PROBLEM TO WORK ON: Look through the material below. Copy each line that contains the string "Tailwind".

[Entries taken from a collection]
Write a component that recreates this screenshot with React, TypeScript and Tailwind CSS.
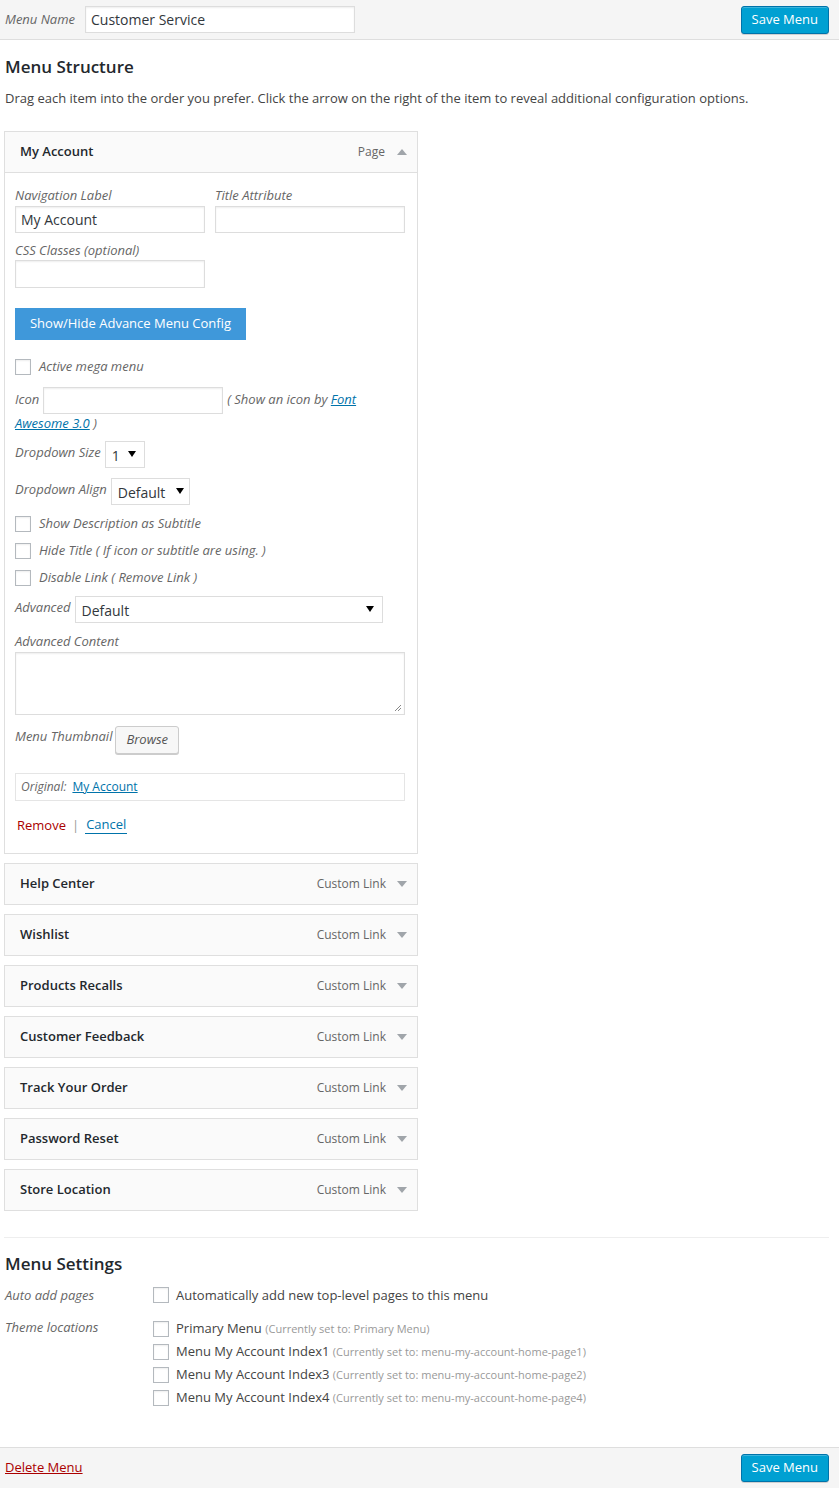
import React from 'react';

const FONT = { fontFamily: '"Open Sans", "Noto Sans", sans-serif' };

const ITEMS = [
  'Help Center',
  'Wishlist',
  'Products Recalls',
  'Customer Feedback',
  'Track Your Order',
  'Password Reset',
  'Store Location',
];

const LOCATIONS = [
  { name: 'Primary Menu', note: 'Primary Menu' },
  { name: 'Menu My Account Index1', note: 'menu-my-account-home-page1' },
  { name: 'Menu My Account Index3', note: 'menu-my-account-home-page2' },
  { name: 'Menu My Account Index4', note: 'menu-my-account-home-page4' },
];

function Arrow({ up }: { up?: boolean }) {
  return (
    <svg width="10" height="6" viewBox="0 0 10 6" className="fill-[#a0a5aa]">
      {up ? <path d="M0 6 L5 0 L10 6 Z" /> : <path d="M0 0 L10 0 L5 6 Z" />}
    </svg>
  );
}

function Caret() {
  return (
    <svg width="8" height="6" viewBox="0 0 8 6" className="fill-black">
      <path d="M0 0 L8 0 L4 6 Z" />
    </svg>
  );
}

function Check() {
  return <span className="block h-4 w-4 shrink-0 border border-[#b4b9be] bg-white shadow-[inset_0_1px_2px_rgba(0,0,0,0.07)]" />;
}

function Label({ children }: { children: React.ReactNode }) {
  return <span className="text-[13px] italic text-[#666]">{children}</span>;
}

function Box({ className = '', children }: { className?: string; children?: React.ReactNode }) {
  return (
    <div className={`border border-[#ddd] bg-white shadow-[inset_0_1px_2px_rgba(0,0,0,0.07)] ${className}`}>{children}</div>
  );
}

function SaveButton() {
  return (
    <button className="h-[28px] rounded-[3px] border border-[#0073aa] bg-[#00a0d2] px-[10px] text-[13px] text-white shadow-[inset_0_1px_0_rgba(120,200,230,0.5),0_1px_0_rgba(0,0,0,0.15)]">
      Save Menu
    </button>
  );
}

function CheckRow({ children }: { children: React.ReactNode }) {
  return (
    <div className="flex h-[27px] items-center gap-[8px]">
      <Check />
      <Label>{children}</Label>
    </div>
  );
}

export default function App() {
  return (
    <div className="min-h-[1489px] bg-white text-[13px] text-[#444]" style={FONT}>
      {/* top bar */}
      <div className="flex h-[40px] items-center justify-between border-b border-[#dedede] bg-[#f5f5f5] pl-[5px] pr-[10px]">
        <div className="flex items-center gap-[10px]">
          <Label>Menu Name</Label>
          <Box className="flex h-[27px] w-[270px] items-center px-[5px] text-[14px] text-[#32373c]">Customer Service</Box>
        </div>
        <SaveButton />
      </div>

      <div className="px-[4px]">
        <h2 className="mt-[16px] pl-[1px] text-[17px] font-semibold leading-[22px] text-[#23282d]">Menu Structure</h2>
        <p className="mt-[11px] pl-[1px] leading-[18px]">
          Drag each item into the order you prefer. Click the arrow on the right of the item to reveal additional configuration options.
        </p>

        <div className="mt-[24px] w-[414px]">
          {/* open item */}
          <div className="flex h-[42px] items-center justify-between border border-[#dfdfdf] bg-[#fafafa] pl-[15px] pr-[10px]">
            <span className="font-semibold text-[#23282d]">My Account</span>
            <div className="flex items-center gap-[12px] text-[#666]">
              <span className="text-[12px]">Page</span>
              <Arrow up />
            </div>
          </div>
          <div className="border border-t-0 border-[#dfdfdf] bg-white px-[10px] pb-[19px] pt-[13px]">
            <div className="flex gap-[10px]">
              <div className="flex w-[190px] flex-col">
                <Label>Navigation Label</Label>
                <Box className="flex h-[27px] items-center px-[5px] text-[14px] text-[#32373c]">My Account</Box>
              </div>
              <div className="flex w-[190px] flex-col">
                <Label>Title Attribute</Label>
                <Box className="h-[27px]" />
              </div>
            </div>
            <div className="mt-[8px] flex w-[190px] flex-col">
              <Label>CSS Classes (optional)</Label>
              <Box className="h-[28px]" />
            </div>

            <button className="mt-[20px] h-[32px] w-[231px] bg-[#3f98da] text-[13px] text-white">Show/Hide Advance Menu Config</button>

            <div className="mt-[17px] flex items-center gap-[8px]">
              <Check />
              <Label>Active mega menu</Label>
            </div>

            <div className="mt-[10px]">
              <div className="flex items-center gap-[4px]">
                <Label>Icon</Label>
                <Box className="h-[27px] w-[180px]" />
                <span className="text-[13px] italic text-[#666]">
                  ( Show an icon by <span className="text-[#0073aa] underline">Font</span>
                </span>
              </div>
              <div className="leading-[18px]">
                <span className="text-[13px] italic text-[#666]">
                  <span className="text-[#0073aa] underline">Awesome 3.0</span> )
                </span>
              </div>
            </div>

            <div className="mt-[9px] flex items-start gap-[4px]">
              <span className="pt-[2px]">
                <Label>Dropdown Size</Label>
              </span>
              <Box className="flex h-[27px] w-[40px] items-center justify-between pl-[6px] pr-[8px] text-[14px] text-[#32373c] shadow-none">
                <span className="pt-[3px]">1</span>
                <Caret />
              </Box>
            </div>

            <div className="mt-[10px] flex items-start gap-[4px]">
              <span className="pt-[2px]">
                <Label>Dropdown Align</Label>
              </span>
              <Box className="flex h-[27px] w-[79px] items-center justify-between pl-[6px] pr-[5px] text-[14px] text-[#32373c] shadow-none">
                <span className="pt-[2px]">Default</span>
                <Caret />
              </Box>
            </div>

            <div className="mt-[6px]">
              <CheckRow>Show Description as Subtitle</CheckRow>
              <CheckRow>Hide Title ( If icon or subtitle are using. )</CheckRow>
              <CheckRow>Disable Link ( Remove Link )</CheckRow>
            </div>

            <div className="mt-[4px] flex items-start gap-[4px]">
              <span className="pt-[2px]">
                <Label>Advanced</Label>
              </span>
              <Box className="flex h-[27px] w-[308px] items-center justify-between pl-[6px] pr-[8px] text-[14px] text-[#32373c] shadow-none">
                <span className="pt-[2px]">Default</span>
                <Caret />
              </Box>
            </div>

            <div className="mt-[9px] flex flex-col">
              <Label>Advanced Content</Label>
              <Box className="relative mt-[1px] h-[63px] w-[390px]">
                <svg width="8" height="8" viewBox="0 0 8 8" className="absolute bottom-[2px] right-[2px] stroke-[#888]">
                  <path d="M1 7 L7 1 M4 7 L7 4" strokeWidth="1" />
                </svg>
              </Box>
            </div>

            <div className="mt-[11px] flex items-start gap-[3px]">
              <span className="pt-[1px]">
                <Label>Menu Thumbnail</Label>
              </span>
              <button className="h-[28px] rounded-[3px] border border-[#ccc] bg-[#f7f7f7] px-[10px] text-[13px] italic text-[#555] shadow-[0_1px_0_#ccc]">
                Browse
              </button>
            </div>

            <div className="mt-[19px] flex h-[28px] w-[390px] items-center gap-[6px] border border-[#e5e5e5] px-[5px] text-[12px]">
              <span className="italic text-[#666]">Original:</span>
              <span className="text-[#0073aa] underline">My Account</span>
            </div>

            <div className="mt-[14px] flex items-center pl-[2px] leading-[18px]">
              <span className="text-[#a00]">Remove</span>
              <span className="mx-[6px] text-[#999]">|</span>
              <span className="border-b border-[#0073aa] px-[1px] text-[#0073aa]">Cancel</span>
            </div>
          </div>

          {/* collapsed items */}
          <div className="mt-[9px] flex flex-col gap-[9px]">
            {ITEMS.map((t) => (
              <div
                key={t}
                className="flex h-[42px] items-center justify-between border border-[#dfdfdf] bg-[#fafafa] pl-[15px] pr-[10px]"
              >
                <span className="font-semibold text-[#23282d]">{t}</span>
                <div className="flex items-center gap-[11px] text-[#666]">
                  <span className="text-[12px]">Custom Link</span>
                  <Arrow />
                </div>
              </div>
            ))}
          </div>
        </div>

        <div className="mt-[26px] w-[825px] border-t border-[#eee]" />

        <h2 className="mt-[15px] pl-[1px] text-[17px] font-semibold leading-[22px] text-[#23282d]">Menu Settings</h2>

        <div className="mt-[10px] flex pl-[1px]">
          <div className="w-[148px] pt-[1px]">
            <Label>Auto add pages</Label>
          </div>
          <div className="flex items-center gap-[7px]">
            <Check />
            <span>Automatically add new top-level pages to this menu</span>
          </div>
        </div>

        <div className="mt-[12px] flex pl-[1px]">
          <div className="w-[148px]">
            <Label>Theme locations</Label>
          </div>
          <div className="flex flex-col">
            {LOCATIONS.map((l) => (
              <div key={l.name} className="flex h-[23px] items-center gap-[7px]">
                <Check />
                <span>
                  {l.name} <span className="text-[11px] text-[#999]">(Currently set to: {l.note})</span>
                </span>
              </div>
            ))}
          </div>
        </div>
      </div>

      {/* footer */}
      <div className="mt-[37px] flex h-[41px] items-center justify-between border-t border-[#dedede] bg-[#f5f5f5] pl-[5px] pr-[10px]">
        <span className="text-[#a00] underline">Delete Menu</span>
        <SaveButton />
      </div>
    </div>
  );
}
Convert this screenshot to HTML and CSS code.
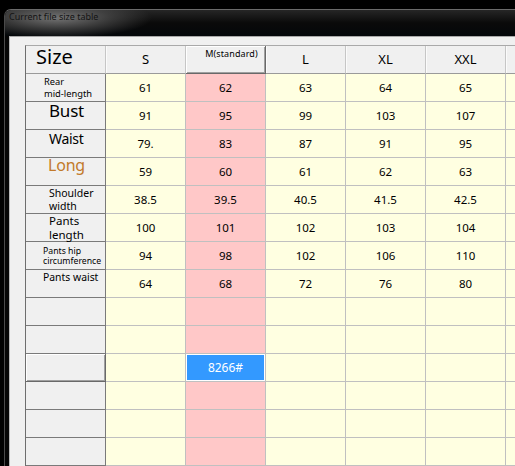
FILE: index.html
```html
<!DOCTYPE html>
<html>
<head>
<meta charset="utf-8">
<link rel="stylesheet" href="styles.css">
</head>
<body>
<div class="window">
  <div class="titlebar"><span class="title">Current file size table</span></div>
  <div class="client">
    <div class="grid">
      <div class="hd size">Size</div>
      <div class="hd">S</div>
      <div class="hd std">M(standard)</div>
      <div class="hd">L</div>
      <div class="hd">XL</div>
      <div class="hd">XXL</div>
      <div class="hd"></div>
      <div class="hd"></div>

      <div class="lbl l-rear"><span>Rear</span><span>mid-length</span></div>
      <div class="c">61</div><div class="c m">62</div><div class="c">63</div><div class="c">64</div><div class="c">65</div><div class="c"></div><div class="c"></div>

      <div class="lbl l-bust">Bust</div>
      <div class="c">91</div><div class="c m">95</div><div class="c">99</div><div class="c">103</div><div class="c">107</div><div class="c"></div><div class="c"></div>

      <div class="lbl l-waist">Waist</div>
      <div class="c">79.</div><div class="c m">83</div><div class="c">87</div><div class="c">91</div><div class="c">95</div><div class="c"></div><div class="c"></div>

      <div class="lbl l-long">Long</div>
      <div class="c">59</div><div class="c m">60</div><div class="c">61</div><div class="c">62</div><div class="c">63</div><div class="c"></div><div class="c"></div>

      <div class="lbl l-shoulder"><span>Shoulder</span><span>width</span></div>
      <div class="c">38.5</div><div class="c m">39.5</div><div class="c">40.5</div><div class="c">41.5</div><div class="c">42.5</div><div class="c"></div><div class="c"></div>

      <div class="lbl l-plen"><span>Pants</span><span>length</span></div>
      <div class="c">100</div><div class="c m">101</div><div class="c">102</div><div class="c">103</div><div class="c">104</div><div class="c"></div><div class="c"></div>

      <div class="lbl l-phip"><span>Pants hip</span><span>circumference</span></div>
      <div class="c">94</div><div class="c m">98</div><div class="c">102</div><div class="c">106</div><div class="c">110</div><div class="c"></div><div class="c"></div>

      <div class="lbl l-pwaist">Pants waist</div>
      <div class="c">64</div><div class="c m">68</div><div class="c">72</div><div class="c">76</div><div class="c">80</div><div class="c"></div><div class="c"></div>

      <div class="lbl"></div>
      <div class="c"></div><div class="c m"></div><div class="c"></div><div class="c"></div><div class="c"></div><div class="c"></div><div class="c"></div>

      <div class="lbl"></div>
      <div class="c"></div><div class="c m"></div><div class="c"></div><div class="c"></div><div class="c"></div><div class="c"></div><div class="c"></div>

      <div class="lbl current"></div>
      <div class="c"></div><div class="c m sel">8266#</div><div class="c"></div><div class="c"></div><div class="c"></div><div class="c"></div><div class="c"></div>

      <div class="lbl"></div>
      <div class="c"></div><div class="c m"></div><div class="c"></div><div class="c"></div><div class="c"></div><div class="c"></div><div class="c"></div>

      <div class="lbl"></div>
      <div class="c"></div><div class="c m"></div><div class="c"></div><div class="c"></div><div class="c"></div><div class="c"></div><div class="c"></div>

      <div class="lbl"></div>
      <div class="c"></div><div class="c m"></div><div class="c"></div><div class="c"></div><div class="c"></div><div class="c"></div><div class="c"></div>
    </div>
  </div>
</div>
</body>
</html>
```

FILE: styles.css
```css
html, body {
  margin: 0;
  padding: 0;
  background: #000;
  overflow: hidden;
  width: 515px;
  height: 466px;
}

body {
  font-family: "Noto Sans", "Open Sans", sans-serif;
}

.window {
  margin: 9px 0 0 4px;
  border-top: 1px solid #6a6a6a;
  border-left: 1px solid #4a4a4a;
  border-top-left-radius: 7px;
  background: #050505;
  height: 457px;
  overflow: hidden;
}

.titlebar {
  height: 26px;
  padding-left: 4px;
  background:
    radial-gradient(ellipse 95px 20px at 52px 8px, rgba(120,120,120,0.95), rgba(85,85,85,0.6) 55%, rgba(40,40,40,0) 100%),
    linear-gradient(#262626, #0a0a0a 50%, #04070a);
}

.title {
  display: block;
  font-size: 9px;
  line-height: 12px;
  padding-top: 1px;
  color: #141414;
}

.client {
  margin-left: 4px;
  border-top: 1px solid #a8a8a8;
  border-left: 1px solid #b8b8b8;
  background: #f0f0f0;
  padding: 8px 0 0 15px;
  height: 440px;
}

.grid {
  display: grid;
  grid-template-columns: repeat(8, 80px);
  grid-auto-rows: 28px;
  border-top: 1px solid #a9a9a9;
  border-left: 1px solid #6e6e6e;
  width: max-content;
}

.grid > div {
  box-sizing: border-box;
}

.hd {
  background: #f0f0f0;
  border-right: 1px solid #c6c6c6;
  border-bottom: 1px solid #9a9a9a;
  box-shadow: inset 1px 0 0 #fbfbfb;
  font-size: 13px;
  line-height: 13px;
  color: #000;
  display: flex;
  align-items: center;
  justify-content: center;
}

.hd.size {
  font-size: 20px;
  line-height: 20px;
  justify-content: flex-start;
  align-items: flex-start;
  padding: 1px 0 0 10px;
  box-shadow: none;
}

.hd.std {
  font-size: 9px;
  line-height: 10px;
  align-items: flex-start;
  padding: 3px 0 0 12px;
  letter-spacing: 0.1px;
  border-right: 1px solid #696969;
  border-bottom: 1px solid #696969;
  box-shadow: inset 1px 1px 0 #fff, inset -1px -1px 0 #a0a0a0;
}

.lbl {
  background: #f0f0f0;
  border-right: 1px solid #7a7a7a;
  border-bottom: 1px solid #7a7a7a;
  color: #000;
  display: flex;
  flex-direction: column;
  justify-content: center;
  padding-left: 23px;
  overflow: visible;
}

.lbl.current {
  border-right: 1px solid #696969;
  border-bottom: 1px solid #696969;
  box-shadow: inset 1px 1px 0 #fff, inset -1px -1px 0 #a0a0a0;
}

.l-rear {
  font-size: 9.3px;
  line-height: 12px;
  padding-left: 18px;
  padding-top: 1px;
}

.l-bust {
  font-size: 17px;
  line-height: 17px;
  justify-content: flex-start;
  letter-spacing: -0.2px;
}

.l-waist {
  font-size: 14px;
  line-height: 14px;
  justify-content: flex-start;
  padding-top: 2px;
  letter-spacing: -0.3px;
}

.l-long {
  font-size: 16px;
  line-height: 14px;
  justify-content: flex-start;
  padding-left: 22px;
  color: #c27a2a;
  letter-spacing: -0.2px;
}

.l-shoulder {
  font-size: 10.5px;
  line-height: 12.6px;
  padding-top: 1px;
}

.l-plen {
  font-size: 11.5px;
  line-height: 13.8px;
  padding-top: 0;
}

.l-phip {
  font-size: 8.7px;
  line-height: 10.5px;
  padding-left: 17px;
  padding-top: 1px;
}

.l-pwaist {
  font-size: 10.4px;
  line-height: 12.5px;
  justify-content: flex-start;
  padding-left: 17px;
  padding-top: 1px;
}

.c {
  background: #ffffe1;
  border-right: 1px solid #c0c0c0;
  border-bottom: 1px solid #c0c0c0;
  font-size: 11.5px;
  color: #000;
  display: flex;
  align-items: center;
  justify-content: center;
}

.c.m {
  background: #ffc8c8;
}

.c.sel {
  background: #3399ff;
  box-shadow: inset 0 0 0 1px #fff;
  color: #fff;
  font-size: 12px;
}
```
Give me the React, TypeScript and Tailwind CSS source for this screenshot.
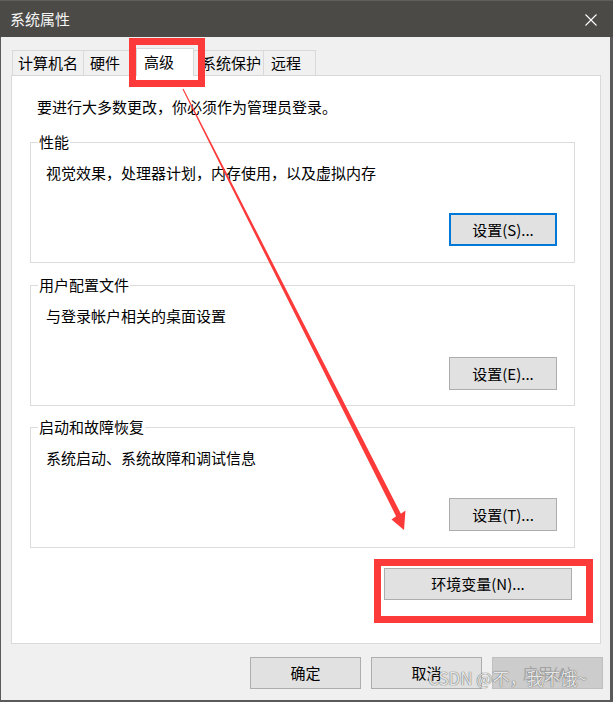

RESULT FOR THIS EXERCISE:
Write a component that recreates this screenshot with React, TypeScript and Tailwind CSS.
Give me the React, TypeScript and Tailwind CSS source for this screenshot.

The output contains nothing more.